Chinese Nationalist Party (KMT) Legislator Diane Lee (李慶安), who has been at the center of a citizenship scandal, has quit the party. Lee issued a statement announcing her immediate resignation last night.
“With regard to the [US] nationality issue, although Edward A. Betancourt, the US State Department official in charge of citizenship affairs, sent me a letter on Dec. 4 saying that [the loss] of my citizenship remained under review, I ... cannot bear to see the KMT criticized by the public because of the case, even though the US government has not reached a final decision on the case,” the statement said.

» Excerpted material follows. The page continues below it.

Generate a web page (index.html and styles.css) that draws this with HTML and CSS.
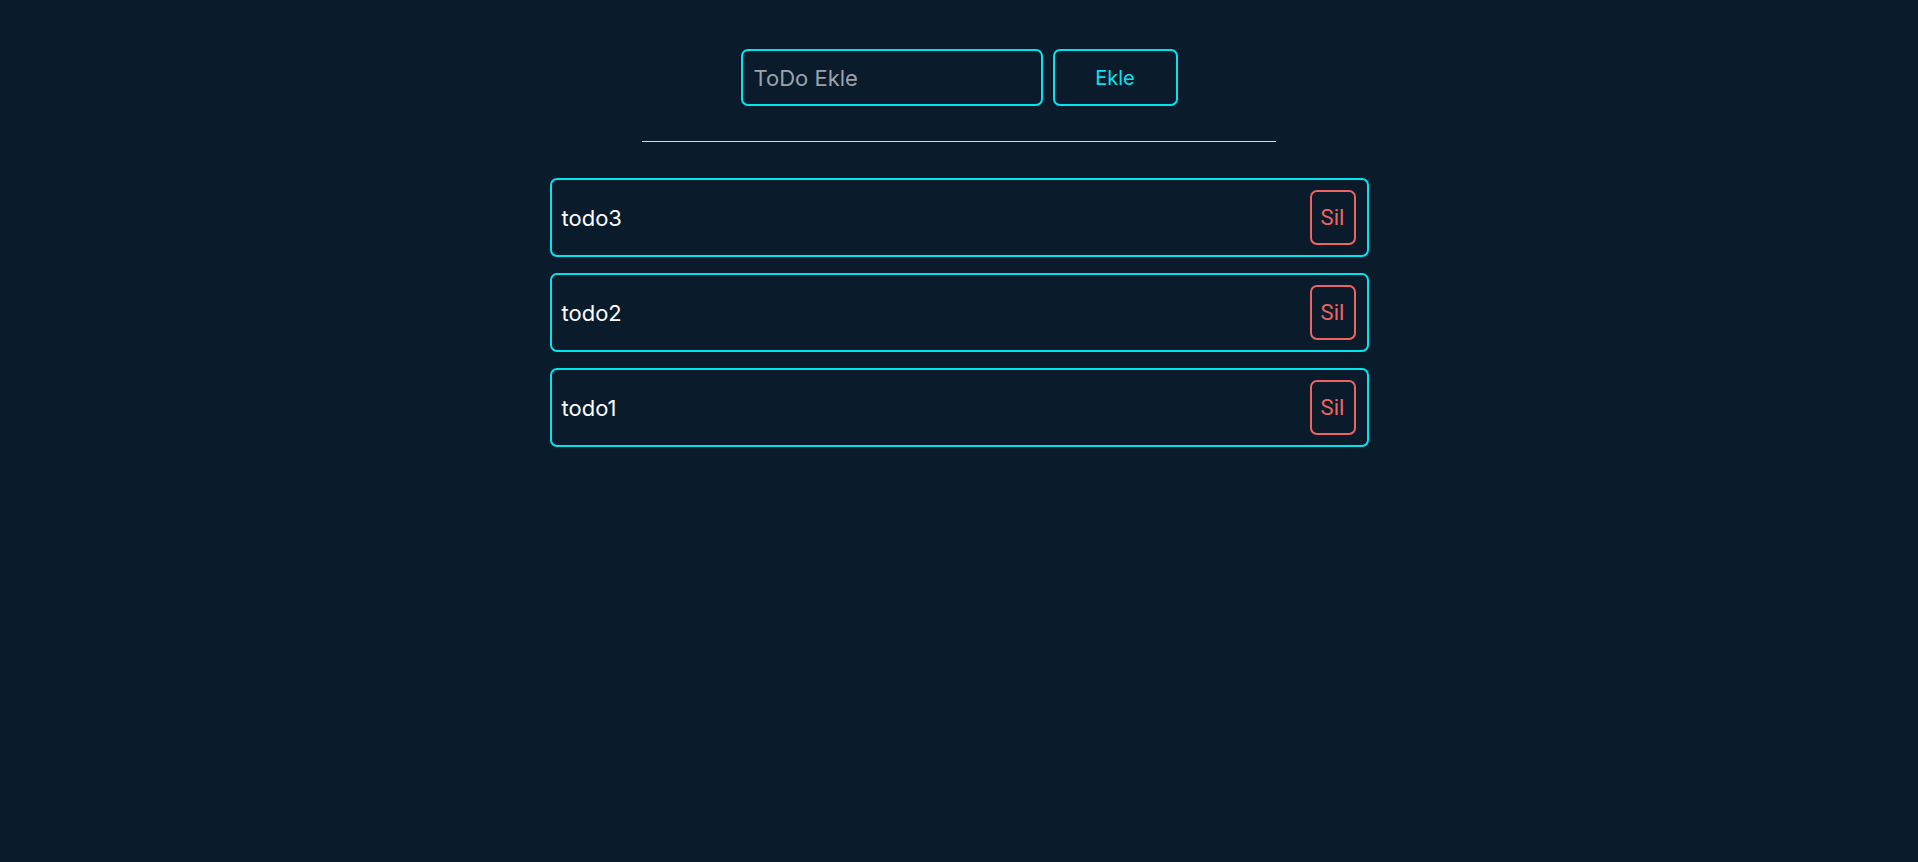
FILE: index.html
```html
<!DOCTYPE html>
<html lang="tr">
<head>
<meta charset="utf-8">
<title>ToDo</title>
<link rel="stylesheet" href="styles.css">
</head>
<body>
<main class="app">
  <form class="add-form">
    <input class="add-input" type="text" placeholder="ToDo Ekle">
    <button class="add-btn" type="button">Ekle</button>
  </form>
  <hr class="divider">
  <ul class="todo-list">
    <li class="todo-item"><span class="todo-text">todo3</span><button class="del-btn" type="button">Sil</button></li>
    <li class="todo-item"><span class="todo-text">todo2</span><button class="del-btn" type="button">Sil</button></li>
    <li class="todo-item"><span class="todo-text">todo1</span><button class="del-btn" type="button">Sil</button></li>
  </ul>
</main>
</body>
</html>
```
FILE: styles.css
```css
* { box-sizing: border-box; }
html, body {
  margin: 0;
  height: 100%;
  background: #0a1c2b;
}
body {
  font-family: "Inter", "Noto Sans", sans-serif;
  color: #ffffff;
}
.app {
  display: flex;
  flex-direction: column;
  align-items: center;
  padding-top: 49px;
}
.add-form {
  display: flex;
  gap: 10px;
  margin: 0;
}
.add-input {
  width: 302px;
  height: 57px;
  background: transparent;
  border: 2px solid #00e5ef;
  border-radius: 7px;
  padding: 0 11px;
  font-family: "Inter", sans-serif;
  font-size: 22px;
  color: #ffffff;
  outline: none;
}
.add-input::placeholder {
  color: #9aa3ab;
}
.add-btn {
  width: 125px;
  height: 57px;
  background: transparent;
  border: 2px solid #00e5ef;
  border-radius: 7px;
  color: #00e5ef;
  font-family: "Inter", sans-serif;
  font-size: 20px;
  cursor: pointer;
}
.divider {
  width: 634px;
  height: 1px;
  border: 0;
  background: #d8dde0;
  margin: 35px 0 0;
}
.todo-list {
  list-style: none;
  margin: 36px 0 0;
  padding: 0;
  display: flex;
  flex-direction: column;
  gap: 16px;
}
.todo-item {
  width: 819px;
  height: 79px;
  border: 2px solid #00e5ef;
  border-radius: 7px;
  display: flex;
  align-items: center;
  justify-content: space-between;
  padding: 0 11px 0 10px;
}
.todo-text {
  font-size: 22px;
  color: #ffffff;
}
.del-btn {
  width: 46px;
  height: 55px;
  background: transparent;
  border: 2px solid #ef6461;
  border-radius: 7px;
  color: #ef6461;
  font-family: "Roboto", sans-serif;
  font-size: 22px;
  padding: 0;
  cursor: pointer;
}
```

Lee’s office said she would also cancel a planned visit to the KMT’s Evaluation and Discipline Committee today.
In March, Lee became the focus of a controversy over lawmakers holding dual citizenship after Chinese-language Next Magazine reported that she had a US passport.
In May the Legislative Yuan launched an investigation into whether any lawmakers had dual citizenship, asking for the help of the Ministry of Foreign Affairs (MOFA).

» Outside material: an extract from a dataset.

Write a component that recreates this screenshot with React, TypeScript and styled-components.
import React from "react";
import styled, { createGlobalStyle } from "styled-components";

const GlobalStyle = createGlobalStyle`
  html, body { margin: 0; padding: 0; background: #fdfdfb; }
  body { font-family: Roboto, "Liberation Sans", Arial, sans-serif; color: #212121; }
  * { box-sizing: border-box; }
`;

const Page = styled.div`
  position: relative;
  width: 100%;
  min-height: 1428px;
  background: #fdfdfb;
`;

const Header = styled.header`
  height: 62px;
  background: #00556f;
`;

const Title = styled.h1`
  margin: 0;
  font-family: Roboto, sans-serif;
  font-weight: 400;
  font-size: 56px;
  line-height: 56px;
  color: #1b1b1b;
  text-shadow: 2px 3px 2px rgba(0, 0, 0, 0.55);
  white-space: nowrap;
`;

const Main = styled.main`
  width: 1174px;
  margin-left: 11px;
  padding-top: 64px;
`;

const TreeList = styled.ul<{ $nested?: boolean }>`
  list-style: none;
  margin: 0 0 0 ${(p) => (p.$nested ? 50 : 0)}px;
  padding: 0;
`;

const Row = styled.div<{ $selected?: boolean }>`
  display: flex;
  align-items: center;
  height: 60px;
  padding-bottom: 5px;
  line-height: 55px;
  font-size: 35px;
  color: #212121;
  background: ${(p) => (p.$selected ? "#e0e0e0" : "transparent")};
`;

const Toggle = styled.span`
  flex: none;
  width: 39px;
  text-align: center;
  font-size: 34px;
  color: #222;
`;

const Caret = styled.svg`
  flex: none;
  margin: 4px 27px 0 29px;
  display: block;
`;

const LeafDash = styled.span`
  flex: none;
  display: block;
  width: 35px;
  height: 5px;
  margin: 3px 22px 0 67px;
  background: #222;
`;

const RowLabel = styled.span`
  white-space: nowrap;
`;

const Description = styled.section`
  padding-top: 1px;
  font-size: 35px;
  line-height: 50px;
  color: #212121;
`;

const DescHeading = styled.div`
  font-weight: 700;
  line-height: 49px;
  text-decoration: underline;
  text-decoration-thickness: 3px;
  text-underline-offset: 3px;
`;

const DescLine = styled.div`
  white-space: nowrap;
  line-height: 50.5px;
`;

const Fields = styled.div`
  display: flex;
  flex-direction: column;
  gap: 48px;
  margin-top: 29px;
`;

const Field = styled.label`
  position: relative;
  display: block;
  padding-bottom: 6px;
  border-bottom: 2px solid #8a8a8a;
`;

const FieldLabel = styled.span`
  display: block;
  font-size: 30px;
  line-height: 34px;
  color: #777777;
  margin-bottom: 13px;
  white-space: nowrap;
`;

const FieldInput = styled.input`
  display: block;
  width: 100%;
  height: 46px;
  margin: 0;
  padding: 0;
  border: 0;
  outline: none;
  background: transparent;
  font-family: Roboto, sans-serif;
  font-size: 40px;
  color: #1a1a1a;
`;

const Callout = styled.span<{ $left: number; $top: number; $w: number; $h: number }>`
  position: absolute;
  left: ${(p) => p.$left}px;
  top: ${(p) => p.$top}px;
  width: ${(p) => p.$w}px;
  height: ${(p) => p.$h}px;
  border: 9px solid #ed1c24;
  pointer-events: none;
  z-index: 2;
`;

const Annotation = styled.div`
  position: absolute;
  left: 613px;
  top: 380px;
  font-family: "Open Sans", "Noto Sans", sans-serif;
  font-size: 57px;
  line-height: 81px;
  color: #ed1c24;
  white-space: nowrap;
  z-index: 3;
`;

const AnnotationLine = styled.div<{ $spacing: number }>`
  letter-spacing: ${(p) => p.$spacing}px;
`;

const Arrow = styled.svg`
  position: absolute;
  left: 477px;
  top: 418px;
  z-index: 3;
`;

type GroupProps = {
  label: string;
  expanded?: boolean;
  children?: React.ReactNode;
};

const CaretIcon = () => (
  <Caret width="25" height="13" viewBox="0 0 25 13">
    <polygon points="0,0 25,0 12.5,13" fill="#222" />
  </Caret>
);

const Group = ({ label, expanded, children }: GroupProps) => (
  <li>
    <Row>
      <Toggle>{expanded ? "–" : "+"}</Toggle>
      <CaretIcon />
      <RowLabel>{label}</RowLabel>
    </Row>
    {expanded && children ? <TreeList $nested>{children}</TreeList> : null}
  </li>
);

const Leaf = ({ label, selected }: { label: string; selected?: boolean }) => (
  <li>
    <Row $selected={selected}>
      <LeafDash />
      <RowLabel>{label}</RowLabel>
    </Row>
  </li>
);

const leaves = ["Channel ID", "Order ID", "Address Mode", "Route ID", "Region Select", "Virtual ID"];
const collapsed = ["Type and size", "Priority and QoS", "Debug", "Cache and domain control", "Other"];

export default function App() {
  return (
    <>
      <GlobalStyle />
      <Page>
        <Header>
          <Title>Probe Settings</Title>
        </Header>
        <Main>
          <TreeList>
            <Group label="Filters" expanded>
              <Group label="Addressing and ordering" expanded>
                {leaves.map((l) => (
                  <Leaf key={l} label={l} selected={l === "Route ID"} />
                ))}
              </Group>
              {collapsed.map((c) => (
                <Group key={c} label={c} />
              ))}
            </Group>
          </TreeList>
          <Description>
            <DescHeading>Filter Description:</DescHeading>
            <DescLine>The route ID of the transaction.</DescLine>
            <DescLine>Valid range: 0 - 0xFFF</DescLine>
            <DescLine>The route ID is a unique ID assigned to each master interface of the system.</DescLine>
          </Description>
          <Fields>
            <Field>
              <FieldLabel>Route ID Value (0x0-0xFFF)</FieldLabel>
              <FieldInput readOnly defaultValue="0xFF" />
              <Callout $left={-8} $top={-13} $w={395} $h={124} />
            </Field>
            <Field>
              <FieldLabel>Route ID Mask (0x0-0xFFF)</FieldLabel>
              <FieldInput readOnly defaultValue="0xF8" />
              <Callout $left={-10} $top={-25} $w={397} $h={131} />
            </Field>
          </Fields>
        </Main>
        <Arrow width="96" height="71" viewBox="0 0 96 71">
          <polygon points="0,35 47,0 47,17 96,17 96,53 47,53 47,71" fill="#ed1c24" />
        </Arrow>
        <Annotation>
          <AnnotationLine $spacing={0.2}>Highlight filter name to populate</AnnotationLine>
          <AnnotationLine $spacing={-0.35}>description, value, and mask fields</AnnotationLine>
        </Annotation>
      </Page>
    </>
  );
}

The Nationality Act (國籍法) bars government officials from holding dual citizenship.
Lee’s statement came after Democratic Progressive Party (DPP) legislators yesterday continued to hound Lee with the latest in a string of developments.

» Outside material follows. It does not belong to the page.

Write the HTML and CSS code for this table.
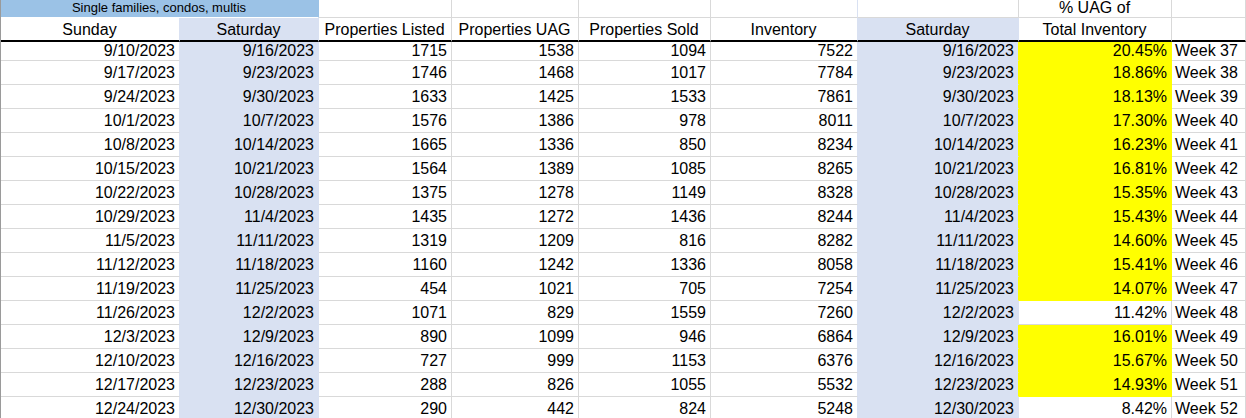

The DPP caucus on Monday released a US government document obtained from a Web site showing what it said were details of Lee’s income tax refund from the US government for this year.
Lee said that she had paid property tax and not income tax, a claim that DPP legislators yesterday rebutted, saying the documents in their possession showed Lee paid “2007 individual income tax.”
“Diane Lee should stop telling lies,” DPP Legislator Chiu Yi-ying (邱議瑩) told a press conference, displaying the document that she said showed Lee had paid “2007 individual income tax."
“If Lee paid property tax, why did the US government give her an extra US$300 for having a son under the age of 17?” Chiu asked, adding she had never heard of a refund for paying property tax.
DPP Legislator Chai Trong-rong (蔡同榮) said property tax in the US is a state tax, not a federal government tax. If Lee paid property tax to a state government, why did the federal government give her a tax rebate, he asked.
The DPP caucus on Monday released a US government document obtained from a Web site showing what it said were details of Lee’s income tax refund for this year.
Earlier yesterday, Legislative Speaker Wang Jin-pyng (王金平) had kept a low profile yesterday when asked whether the Presidential Office and the KMT headquarters had asked Lee to withdraw from the party.
Wang was approached for comment after a story in yesterday’s Chinese-language United Daily News said President Ma Ying-jeou (馬英九), Wang and three other senior KMT officials reached a consensus during a meeting on Monday that the KMT should decide how to deal with Lee soon.
“I can’t tell you [the focus of the meeting],” Wang said.
The story quoted an unidentified source as saying that the KMT’s Evaluation and Discipline Committee might suspend Lee’s party rights after inviting her to explain the nationality controversy to the committee today.
The source was also quoted as saying that the party headquarters was also trying to persuade Lee to withdraw from the party in a bid to prevent the controversy from harming the KMT.
Meanwhile, KMT Legislator Chiu Yi (邱毅) urged Lee to resign, saying that the legislative job was “boring anyway” and that Lee could do better in other fields.